1. Field of the Invention
The present invention relates generally to a disk drive unit and disk drive method, and more particularly, to a disk drive unit and disk drive method for reproducing information recorded on a disk-like recording medium such as a digital versatile disk (DVD).
2. Description of the Related Art
A variety of DVDs exist, from the DVD-Video targeted for popular use in audio-visual entertainment to the DVD-R, DVD-ROM and DVD-RAM used for commercial and other data storage purposes.
The DVD-ROM drive units that read DVD-ROMs typically are able to read both DVD-Video and DVD-ROM. More recently, this type of DVD-ROM drive unit has seen advances in playback speed intended to increase the data transfer rate, until at present such devices have playback speeds up to 8 times faster than the standard speed at which DVD-Video disks are normally played.
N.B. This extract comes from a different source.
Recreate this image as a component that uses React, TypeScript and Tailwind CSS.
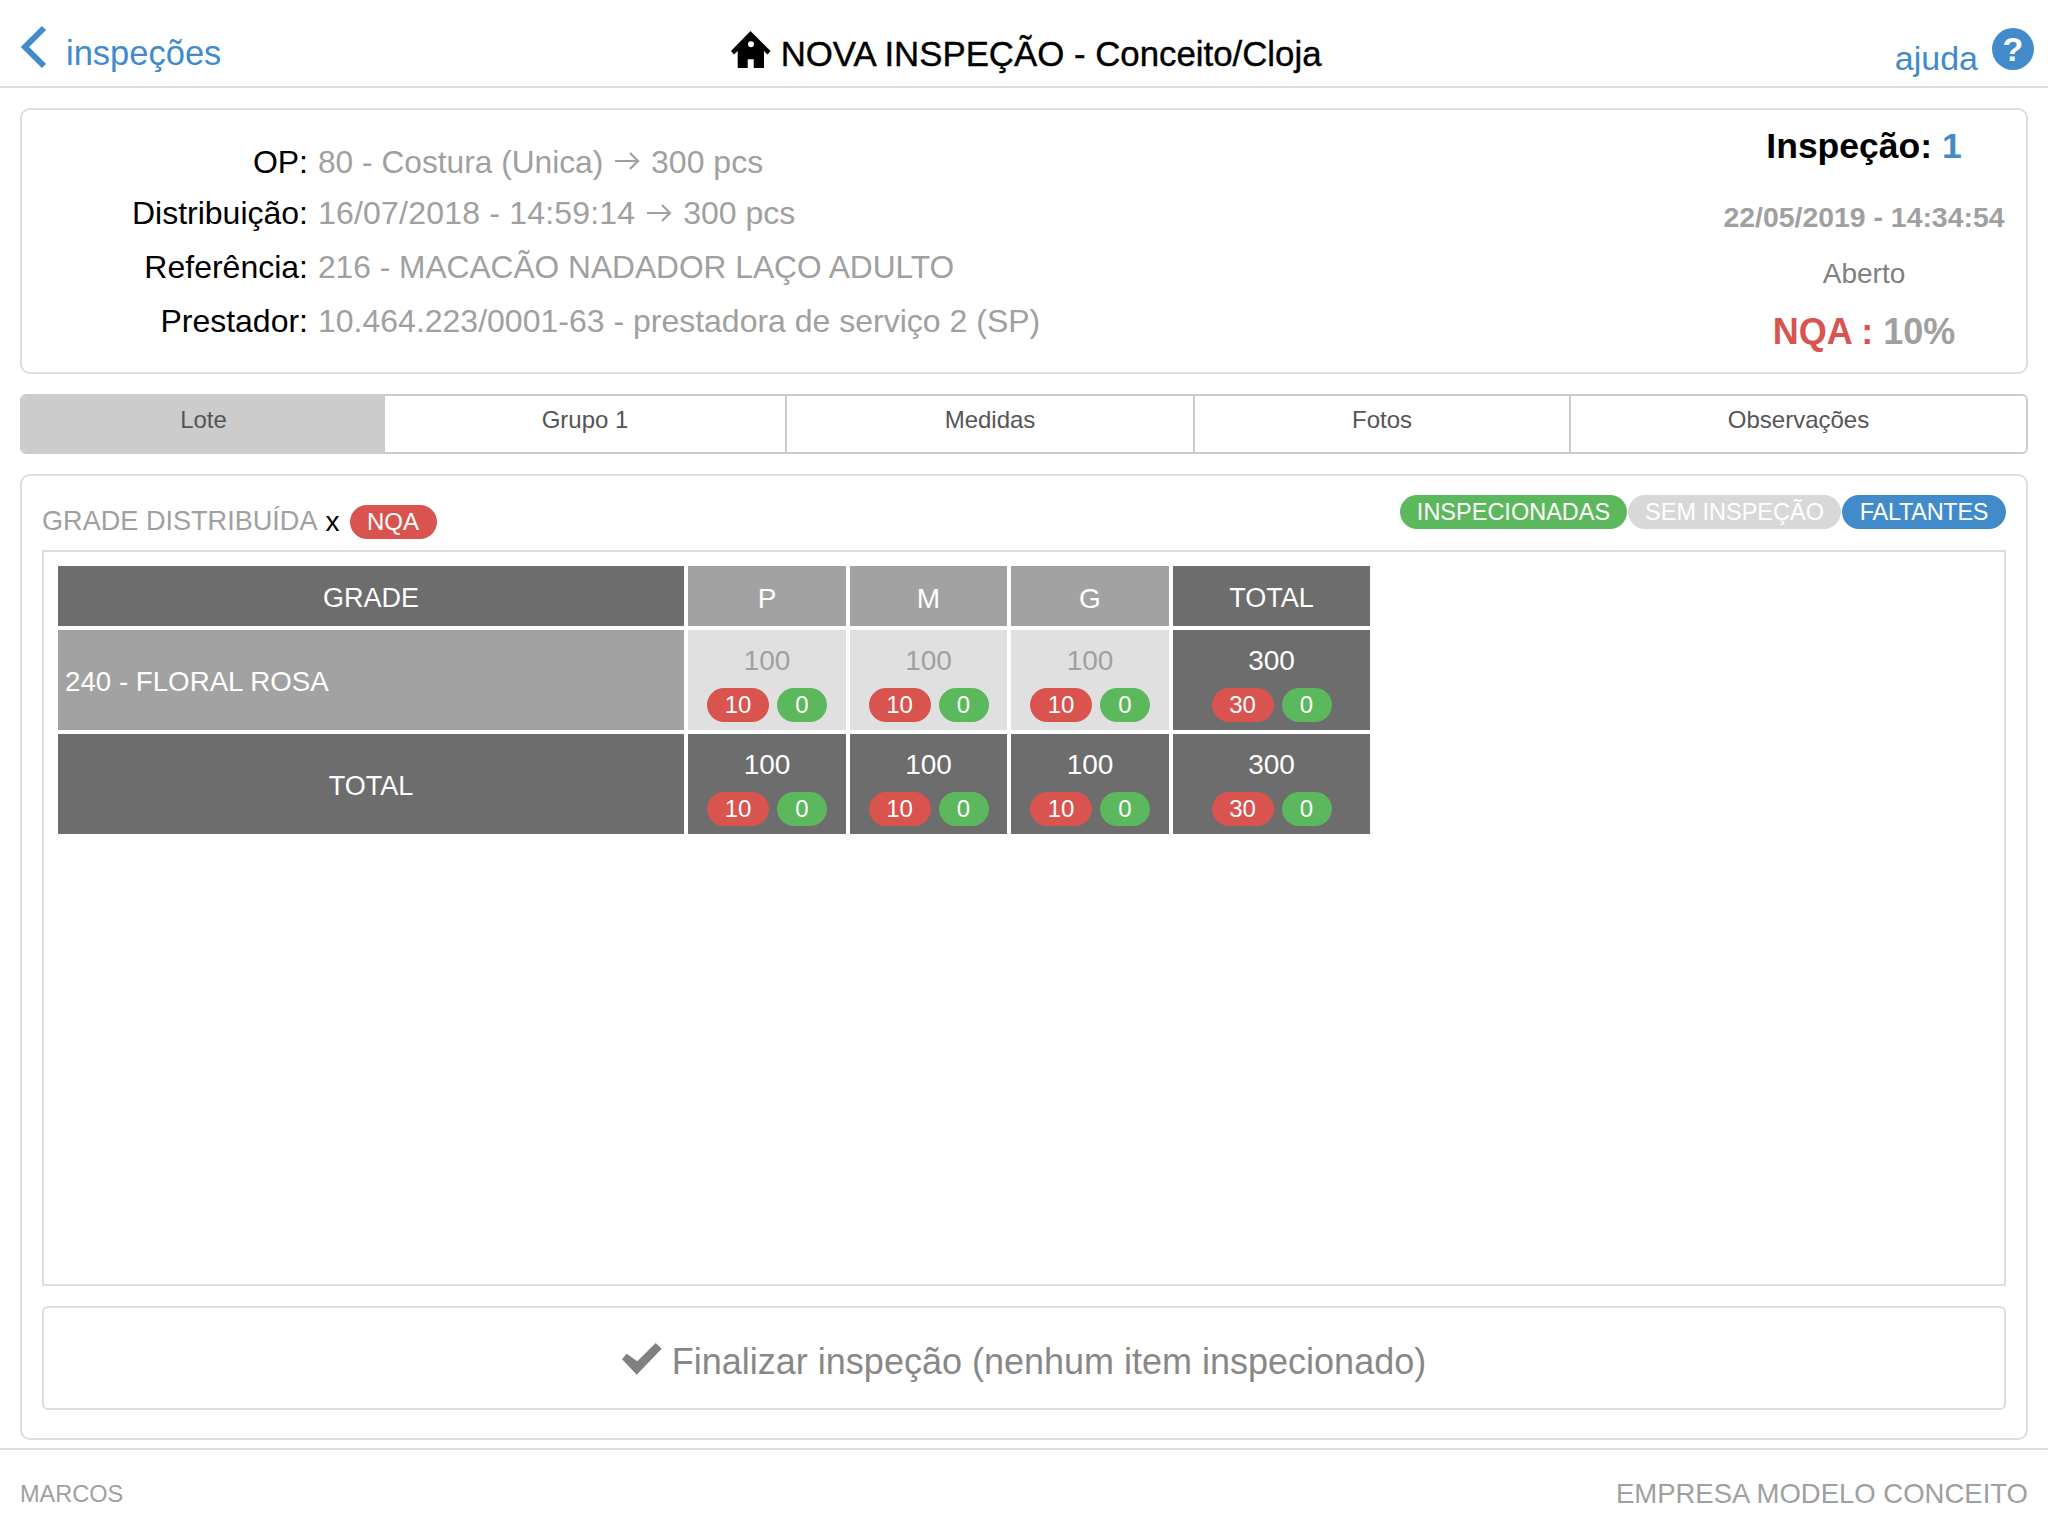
const sans = "font-['Liberation_Sans',Arial,sans-serif]";

function HomeIcon() {
  return (
    <svg width="40" height="37" viewBox="0 0 40 37" className="shrink-0">
      <path
        fill="#000"
        fillRule="evenodd"
        d="M19.5 0 L39.5 20 L36.5 23.5 L33 20 V37 H22.7 V28.3 H16.7 V37 H6.7 V20 L3 23.5 L0 20 Z M20 10.3 A3 3 0 1 0 20 16.3 A3 3 0 1 0 20 10.3 Z"
      />
    </svg>
  );
}

function Arrow() {
  return (
    <svg width="30" height="20" viewBox="0 0 30 20" fill="none" stroke="#a0a0a0" strokeWidth="2.2" className="mb-[6px] inline-block align-middle">
      <path d="M3 10 H26 M18 2 L26 10 L18 18" />
    </svg>
  );
}

function Counts({ nqa, ok }: { nqa: number; ok: number }) {
  return (
    <div className="flex justify-center gap-2">
      <span className="flex h-[34px] w-[62px] items-center justify-center rounded-[17px] bg-[#d9534f] text-2xl leading-none text-white">{nqa}</span>
      <span className="flex h-[34px] w-[50px] items-center justify-center rounded-[17px] bg-[#5cb85c] text-2xl leading-none text-white">{ok}</span>
    </div>
  );
}

function Cell({ total, nqa, light }: { total: number; nqa: number; light?: boolean }) {
  return (
    <div className={`flex flex-col items-center pt-[13px] ${light ? "bg-[#e0e0e0] text-[#a0a0a0]" : "bg-[#6d6d6d] text-white"}`}>
      <span className="mb-[9px] text-[28px] leading-[36px]">{total}</span>
      <Counts nqa={nqa} ok={0} />
    </div>
  );
}

function InfoRow({ label, children }: { label: string; children: React.ReactNode }) {
  return (
    <div className="flex h-[54px] items-center">
      <span className="w-[296px] pr-[10px] text-right text-black">{label}</span>
      <span className="text-[#a0a0a0]">{children}</span>
    </div>
  );
}

const tabs = [
  { name: "Lote", w: "w-[363px]", active: true },
  { name: "Grupo 1", w: "w-[402px]" },
  { name: "Medidas", w: "w-[408px]" },
  { name: "Fotos", w: "w-[376px]" },
  { name: "Observações", w: "flex-1" },
];

export default function App() {
  return (
    <div className={`flex h-[1536px] w-[2048px] flex-col bg-white ${sans}`}>
      <header className="relative flex h-[88px] shrink-0 border-b-2 border-[#dddddd]">
        <div className="ml-5 flex items-center gap-[18px] pt-[22px] text-[34.5px] text-[#428bca]">
          <svg width="28" height="46" viewBox="0 0 28 46" fill="none" stroke="#428bca" strokeWidth="6" className="mb-[14px]">
            <path d="M24 4 L5 23 L24 42" />
          </svg>
          <span>inspeções</span>
        </div>
        <div className="flex flex-1 items-center justify-center gap-[10px] pt-[22px] pr-[64px] text-[34.8px] text-black [-webkit-text-stroke:0.4px_black]">
          <div className="mb-[10px]"><HomeIcon /></div>
          <span>NOVA INSPEÇÃO - Conceito/Cloja</span>
        </div>
        <div className="mr-[14px] flex items-start pt-7 text-[34px] text-[#428bca]">
          <span className="mt-2 mr-[14px] leading-[44px]">ajuda</span>
          <svg width="42" height="42" viewBox="0 0 42 42">
            <circle cx="21" cy="21" r="21" fill="#428bca" />
            <text x="21" y="33" textAnchor="middle" fontSize="34" fontWeight="700" fill="#fff" fontFamily="Liberation Sans">?</text>
          </svg>
        </div>
      </header>

      <main className="flex flex-1 flex-col px-5 pt-5">
        <section className="flex h-[266px] shrink-0 justify-between rounded-[10px] border-2 border-[#dddddd] pt-[6px] text-[32px] leading-none">
          <div className="pt-[16px]">
            <div className="pt-[3px] -mb-[3px]">
              <InfoRow label="OP:"><span className="text-[31.7px]">80 - Costura (Unica)</span> <Arrow /> 300 pcs</InfoRow>
            </div>
            <InfoRow label="Distribuição:"><span className="tracking-[0.2px]">16/07/2018 - 14:59:14</span> <Arrow /> 300 pcs</InfoRow>
            <InfoRow label="Referência:"><span className="text-[31.7px]">216 - MACACÃO NADADOR LAÇO ADULTO</span></InfoRow>
            <InfoRow label="Prestador:">10.464.223/0001-63 - prestadora de serviço 2 (SP)</InfoRow>
          </div>
          <div className="flex w-[324px] flex-col items-center">
            <div className="mt-[12px] h-[36px] text-[35.5px] leading-[36px] font-bold text-black">
              Inspeção: <span className="text-[#428bca]">1</span>
            </div>
            <div className="mt-[37px] text-[28.4px] leading-[32px] font-bold text-[#a0a0a0]">22/05/2019 - 14:34:54</div>
            <div className="mt-[25px] text-[28px] leading-[32px] text-[#808080]">Aberto</div>
            <div className="mt-[22px] text-[36px] leading-[40px] font-bold text-[#a0a0a0]">
              <span className="text-[#d9534f]">NQA :</span> 10%
            </div>
          </div>
        </section>

        <nav className="mt-5 flex h-[60px] shrink-0 overflow-hidden rounded-md border-2 border-[#cccccc] text-2xl text-[#555555]">
          {tabs.map((t, i) => (
            <div
              key={t.name}
              className={`flex items-center justify-center pb-[8px] ${t.w} ${t.active ? "bg-[#cccccc]" : "bg-white"} ${i > 0 && i < 4 ? "border-r-2 border-[#cccccc]" : ""}`}
            >
              {t.name}
            </div>
          ))}
        </nav>

        <section className="mt-5 flex h-[966px] shrink-0 flex-col rounded-[10px] border-2 border-[#dddddd] px-5">
          <div className="flex h-[74px] shrink-0 justify-between">
            <div className="flex items-center gap-2 pt-[17px] text-[27.1px] text-[#a0a0a0]">
              <span>GRADE DISTRIBUÍDA</span>
              <span className="mr-[2px] text-[28px] text-black">x</span>
              <span className="flex h-[34px] w-[87px] items-center justify-center rounded-[17px] bg-[#d9534f] text-2xl text-white">NQA</span>
            </div>
            <div className="flex items-start gap-px pt-[19px] text-[23.5px] text-white">
              <span className="flex h-[34px] w-[227px] items-center justify-center rounded-[17px] bg-[#5cb85c] pt-px">INSPECIONADAS</span>
              <span className="flex h-[34px] w-[213px] items-center justify-center rounded-[17px] bg-[#d8d8d8] pt-px">SEM INSPEÇÃO</span>
              <span className="flex h-[34px] w-[164px] items-center justify-center rounded-[17px] bg-[#428bca] pt-px tracking-[-0.3px]">FALTANTES</span>
            </div>
          </div>

          <div className="h-[736px] shrink-0 border-2 border-[#dddddd] px-[14px] pt-[14px]">
            <div className="grid w-[1312px] grid-cols-[626px_158px_157px_158px_197px] grid-rows-[60px_100px_100px] gap-1 text-[28px]">
              <div className="flex items-center justify-center bg-[#6d6d6d] pt-[5px] text-[27px] text-white">GRADE</div>
              {["P", "M", "G"].map((s) => (
                <div key={s} className="flex items-center justify-center bg-[#a2a2a2] pt-[6px] text-white">{s}</div>
              ))}
              <div className="flex items-center justify-center bg-[#6d6d6d] pt-[5px] text-[27px] text-white">TOTAL</div>

              <div className="flex items-center bg-[#a2a2a2] pt-[4px] pl-[7px] text-[27.7px] text-white">240 - FLORAL ROSA</div>
              <Cell total={100} nqa={10} light />
              <Cell total={100} nqa={10} light />
              <Cell total={100} nqa={10} light />
              <Cell total={300} nqa={30} />

              <div className="flex items-center justify-center bg-[#6d6d6d] pt-[4px] text-[27px] text-white">TOTAL</div>
              <Cell total={100} nqa={10} />
              <Cell total={100} nqa={10} />
              <Cell total={100} nqa={10} />
              <Cell total={300} nqa={30} />
            </div>
          </div>

          <button className="mt-5 flex h-[104px] shrink-0 items-center justify-center gap-[10px] rounded-md border-2 border-[#dddddd] pt-[8px] text-[36px] text-[#888888]">
            <svg width="40" height="32" viewBox="0 0 40 32" className="mb-[6px]">
              <path fill="#808080" d="M4.7 10.7 L0 16.3 L14.7 31.7 L39.7 5.7 L33.7 0 L15.3 18.3 Z" />
            </svg>
            <span>Finalizar inspeção (nenhum item inspecionado)</span>
          </button>
        </section>
      </main>

      <footer className="mt-[6px] flex h-[88px] shrink-0 items-start justify-between border-t-2 border-[#dddddd] px-5 pt-[28px] text-[#a0a0a0]">
        <span className="text-[23.5px] leading-[32px]">MARCOS</span>
        <span className="text-[27.5px] leading-[32px]">EMPRESA MODELO CONCEITO</span>
      </footer>
    </div>
  );
}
With the conventional DVD-ROM drive unit, the loaded disk is read at maximum speed when a read command is received from an upstream device, without regard to whether the loaded disk is a DVD-ROM or a DVD-Video disk.
Such rapid read speeds pose no problem if the loaded disk is a DVD-ROM. However, if the loaded disk happens to be a DVD-Video disk, it can happen that the speed with which data is read from the disk takes place at a transfer rate exceeding that which is required by the upstream device for video and audio data reproduction, resulting in a needless increase in the consumption of electric current needed to rotate the disk.
Additionally, in general the playback time needed for DVD-Video disks is typically longer than that required for DVD-ROM, resulting in additional power consumption. If the above-described DVD-ROM drive unit is one that is installed in a laptop-type personal computer, excessive power consumption becomes a major disadvantage.
Additionally, high data transfer rates mean high disk rotation speeds, resulting in unacceptably heavy vibrations for the unit itself.